Few people I’ve met are as “off” as Shannon Bryan.

So I know it will be no small task to take over the “Off Beat” column from her beginning this week. But she has moved on to new duties at MaineToday Media, so I’ll do my best to find the wackiest events offered around the state.

No matter how far off the beaten track they may be.

From cardboard boats to high-heel races, this column will continue to uphold a high standard when it comes to weirdness.

Keeping that in mind, consider this week’s wacky event: a cabaret-style musical adaptation of William Shakespeare’s “Hamlet” featuring the songs of Dusty Springfield and Irving Berlin.

“Welcome Home, Hamlet” focuses on the Danish prince as he comes home for Thanksgiving to find that, among other things, there’s a dance club in the castle basement. The show plays for one night – Saturday – at the Stonington Opera House.

Stephanie Dodd, one of the two women who wrote the show, said that as an actress, it has always been her dream to play all of Shakespeare’s “ladies.” She’s been in many serious versions of Shakespeare plays, and calls herself a “super Shakespeare dork.”

But she’s also a working actress in New York, so she needs to be creative and create work for herself when she’s between more conventional gigs. This show was one of those ventures.

“Sometimes you’re out of work for a while so you have to develop your own project, and this one was just meant to be,” she said from her home in New York City.

The idea for the play began about four years ago. Dodd had worked with the show’s co-writer, Rachel Murdy, in a production of “Romeo and Juliet.”

Sometime after that production, she ran into Murdy in Greenwich Village. Murdy told Dodd she had booked time at a local cabaret, but didn’t have a show to fill it with yet.

“We knew (another actor) who always wanted to play Hamlet, so we thought we’d write a cabaret version of ‘Hamlet,’” Dodd said.

The two writers then got together and took a road trip to Las Vegas to do research and talk about the play. “Las Vegas is a funny place to be talking about ‘Hamlet,’ but I think it worked for us,” said Dodd.

Although it’s a light-hearted musical, “Welcome Home, Hamlet” retains a lot of Shakespeare’s dialogue, Dodd said, but sometimes it’s accented in strange ways. In one scene, Hamlet recites a long passage of dialogue as the song “Ode to My Family” by The Cranberries plays in the background. In another, Ophelia sings a reworked version of Dusty Springfield’s 1966 hit “You Don’t Have to Say You Love Me.”

Murdy said one of her favorite scenes includes Claudius and Hamlet singing an Andrew Lloyd Webber-inspired duet in the chapel.

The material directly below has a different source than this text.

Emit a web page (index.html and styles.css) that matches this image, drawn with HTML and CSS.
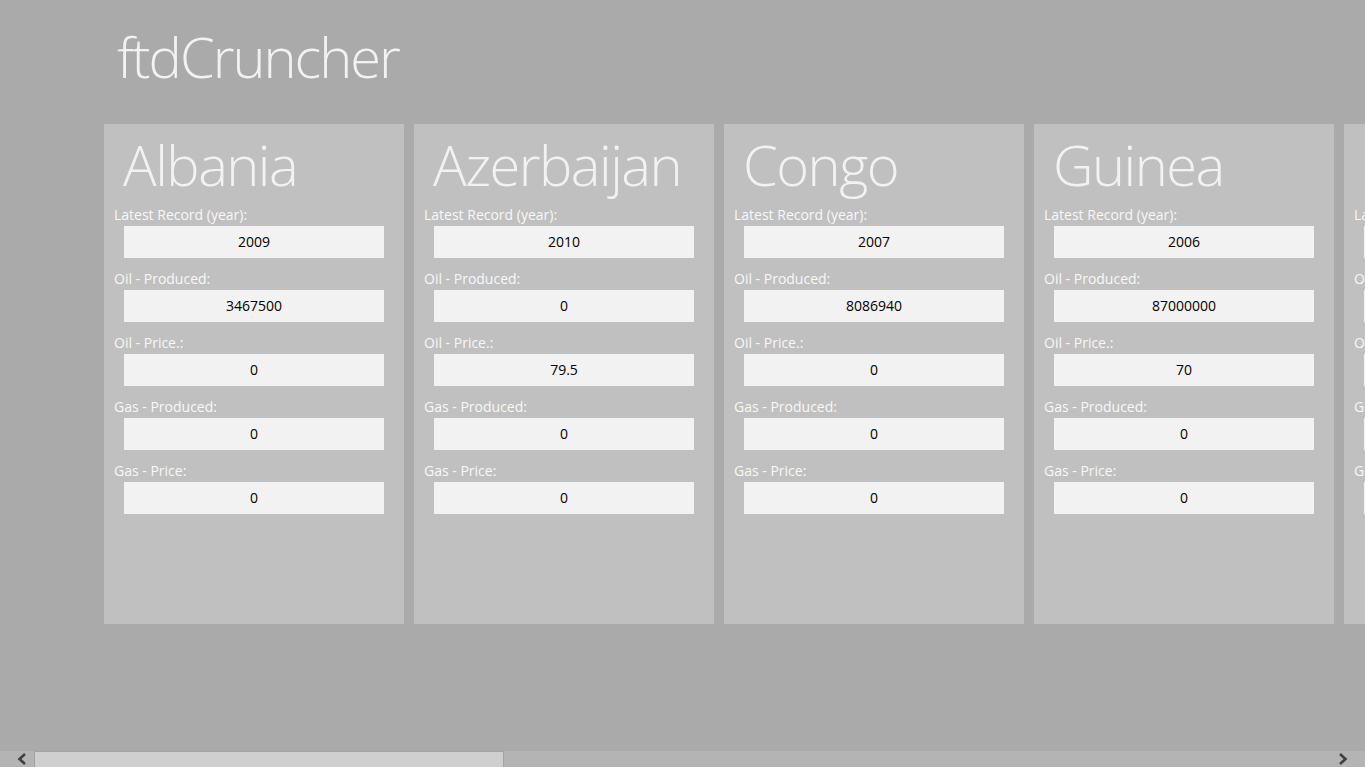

“The layers of ‘Hamlet,’ ‘Jesus Christ Superstar’ and the guys harmonizing is always a delight to hear and see played out,” she said.

Dodd portrays Ophelia and plays piano for the show. Murdy plays Queen Gertrude.

The show has so far only played in venues around New York City. Dodd and Murdy have worked at the Stonington Opera House in the past, and their show is a good fit for the opera house’s “Shakespeare in Stonington” series of original productions of Shakespeare classics.

The show runs about an hour. There are times when the audience can freely interact with the actors, and at the end, pumpkin pie is served for everyone.

“It’s very free-flowing,” said Dodd.

Any production that blends Shakespeare and Dusty Springfield has to be.